What is Software Composition Analysis (SCA)?

Software composition analysis is the process of identifying software components used inside an application, firmware image, or product build. It maps dependencies, checks versions, and compares components against known vulnerability and licence databases. This gives you visibility into code you may not have written yourself.

Many teams focus only on internally developed code. That misses a major source of exposure because modern products often depend on external packages. A single vulnerable library can affect many products and versions at once.

This is why software composition analysis has become a core part of product cybersecurity. It helps you understand what is inside your software before attackers do. It also supports safer updates and stronger governance.

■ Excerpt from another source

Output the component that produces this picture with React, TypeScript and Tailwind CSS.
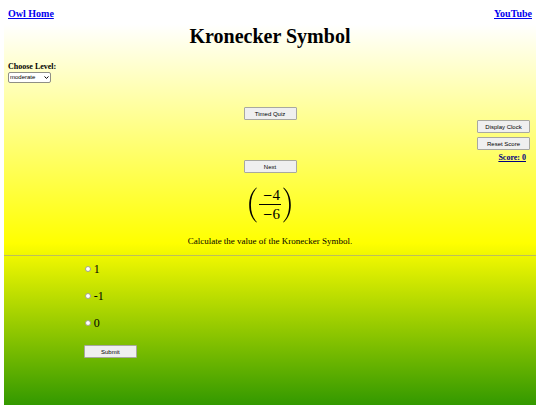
import { useState, type ReactNode } from "react";

const levels = ["easy", "moderate", "hard"];
const answers = ["1", "-1", "0"];

type QuizButtonProps = {
  children: ReactNode;
  type?: "button" | "submit";
};

const QuizButton = ({ children, type = "button" }: QuizButtonProps) => (
  <button
    type={type}
    className="block h-[13px] w-[53px] rounded-[1px] border border-[#a8a8a0] bg-[#efefef] text-center font-['Liberation_Sans',sans-serif] text-[6px] leading-[10px] text-black"
  >
    {children}
  </button>
);

const Paren = ({ flip = false }: { flip?: boolean }) => (
  <svg viewBox="0 0 8 36" className={`h-[36px] w-[8px] ${flip ? "-scale-x-100" : ""}`} aria-hidden="true">
    <path
      d="M7.4 0.6 C2.6 4.6 0.2 10.6 0.2 18 C0.2 25.4 2.6 31.4 7.4 35.4 L7.8 35 C3.8 30.8 1.9 25.2 1.9 18 C1.9 10.8 3.8 5.2 7.8 1 Z"
      fill="black"
    />
  </svg>
);

const Term = ({ value }: { value: number }) => (
  <span className="flex items-center justify-end pr-px">
    {value < 0 && <span className="font-['DejaVu_Serif',serif] text-[12px] leading-[18px]">−</span>}
    <span>{Math.abs(value)}</span>
  </span>
);

const KroneckerSymbol = ({ top, bottom }: { top: number; bottom: number }) => (
  <div className="flex items-center justify-center gap-0.5">
    <Paren />
    <div className="w-[22px] text-[15px] leading-[18px]">
      <div className="border-b border-black">
        <Term value={top} />
      </div>
      <Term value={bottom} />
    </div>
    <Paren flip />
  </div>
);

const App = () => {
  const [level, setLevel] = useState("moderate");
  const [answer, setAnswer] = useState("");

  return (
    <div className="min-h-screen bg-white px-1 font-['Liberation_Serif',serif] text-black">
      <div className="min-h-screen bg-[linear-gradient(to_bottom,#ffffff_6%,#ffff00_60%,#339900_100%)]">
        <nav className="flex justify-between px-1 pt-2 text-[10px] leading-[12px] font-bold text-[#0000ee]">
          <a href="#home" className="underline">Owl Home</a>
          <a href="#youtube" className="underline">YouTube</a>
        </nav>

        <h1 className="mt-1 text-center text-[20px] leading-[24px] font-bold">Kronecker Symbol</h1>

        <div className="mt-3.5 flex flex-col items-start px-1">
          <label htmlFor="level" className="text-[8px] leading-[10px] font-bold">
            Choose Level:
          </label>
          <div className="relative">
            <select
              id="level"
              value={level}
              onChange={(e) => setLevel(e.target.value)}
              className="block h-[11px] w-[43px] appearance-none rounded-xs border border-[#8f8f86] bg-white pl-px font-['Liberation_Sans',sans-serif] text-[6px] leading-[9px]"
            >
              {levels.map((name) => (
                <option key={name}>{name}</option>
              ))}
            </select>
            <svg
              viewBox="0 0 5 3"
              className="pointer-events-none absolute top-1 right-0.5 h-[3px] w-[5px]"
              fill="none"
              stroke="black"
              aria-hidden="true"
            >
              <path d="M0.5 0.5 L2.5 2.4 L4.5 0.5" />
            </svg>
          </div>
        </div>

        <div className="mt-6 grid grid-cols-[1fr_auto_1fr]">
          <div className="col-start-2 flex flex-col items-center">
            <QuizButton>Timed Quiz</QuizButton>
            <div className="mt-10">
              <QuizButton>Next</QuizButton>
            </div>
          </div>
          <div className="flex flex-col items-end gap-1 pt-[13px] pr-1.5">
            <QuizButton>Display Clock</QuizButton>
            <QuizButton>Reset Score</QuizButton>
            <p className="pr-1 text-[8px] leading-[8px] font-bold text-[#000080] underline">Score: 0</p>
          </div>
        </div>

        <div className="mt-[13px]">
          <KroneckerSymbol top={-4} bottom={-6} />
        </div>

        <p className="mt-3 text-center text-[9px] leading-[12px]">
          Calculate the value of the Kronecker Symbol.
        </p>

        <hr className="mt-2 border-t border-[#9a9a9a]/60" />

        <form className="pt-1.5 pl-[15%]" onSubmit={(e) => e.preventDefault()}>
          <div className="flex flex-col gap-[13px]">
            {answers.map((value) => (
              <label key={value} className="flex items-center gap-[3px] pl-px text-[12px] leading-[14px]">
                <input
                  type="radio"
                  name="answer"
                  value={value}
                  checked={answer === value}
                  onChange={() => setAnswer(value)}
                  className="size-[6px] appearance-none rounded-full border border-[#a3a38c] bg-white checked:bg-[#0075ff]"
                />
                {value}
              </label>
            ))}
          </div>
          <div className="mt-[15px]">
            <QuizButton type="submit">Submit</QuizButton>
          </div>
        </form>
      </div>
    </div>
  );
};

export default App;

How Does SCA Work? The 4 Core Functions

Most software composition analysis tools follow the same practical workflow. They discover components, assess risk, review licences, and feed actions into delivery processes. The depth of analysis often separates basic scanners from mature platforms.

Function Main Purpose Outcome
Discovery Find components and dependencies Full component inventory
Vulnerability Matching Compare against CVEs Risk visibility
Licence Review Detect licence obligations Legal clarity
Workflow Control Integrate with pipelines Faster remediation

Dependency Discovery and SBOM Generation

The first step is to identify all components inside your product. This includes direct packages, nested dependencies, and reused libraries that teams may overlook. Accurate discovery creates the foundation for every later decision.

Modern platforms also generate a software bill of materials. If you are unsure what an SBOM is, it is a structured inventory of the software components inside a product that helps you trace affected parts when new vulnerabilities appear. For embedded products, discovery may require binary analysis rather than source inspection because supplier code or legacy firmware often lacks clean build records.

CVE Matching and Vulnerability Scanning

Once components are known, tools compare them against public vulnerability databases such as CVEs. This process highlights components linked to published security flaws. It is one of the most recognised uses of software composition analysis.

Not every match creates real risk. Version context, exploitability, product exposure, and mitigation controls still matter. Good platforms make open source vulnerability scanning more effective by reducing noise, prioritizing action, and saving engineering time.

License Compliance

Open-source software can create legal obligations as well as security risk. Different licences may require attribution, source disclosure, or usage restrictions. Ignoring these terms can create commercial and compliance issues.

SCA tools help you detect licence types across all discovered components and flag conflicts between packages used in the same product. Licence visibility is especially valuable when multiple suppliers contribute code. You need confidence that shipped products meet both security and legal expectations.

CI/CD Integration and Policy Enforcement

Security checks work best when they fit into normal delivery workflows. Strong platforms connect with CI/CD tools so scans happen during builds, releases, or update cycles. This helps teams fix issues earlier.

Policy controls can block high-risk components or require approval before release. That creates consistency across teams and products while making rules repeatable instead of informal. Useful integrations often include Jenkins, Jira, and Splunk, where findings can flow directly into remediation workflows.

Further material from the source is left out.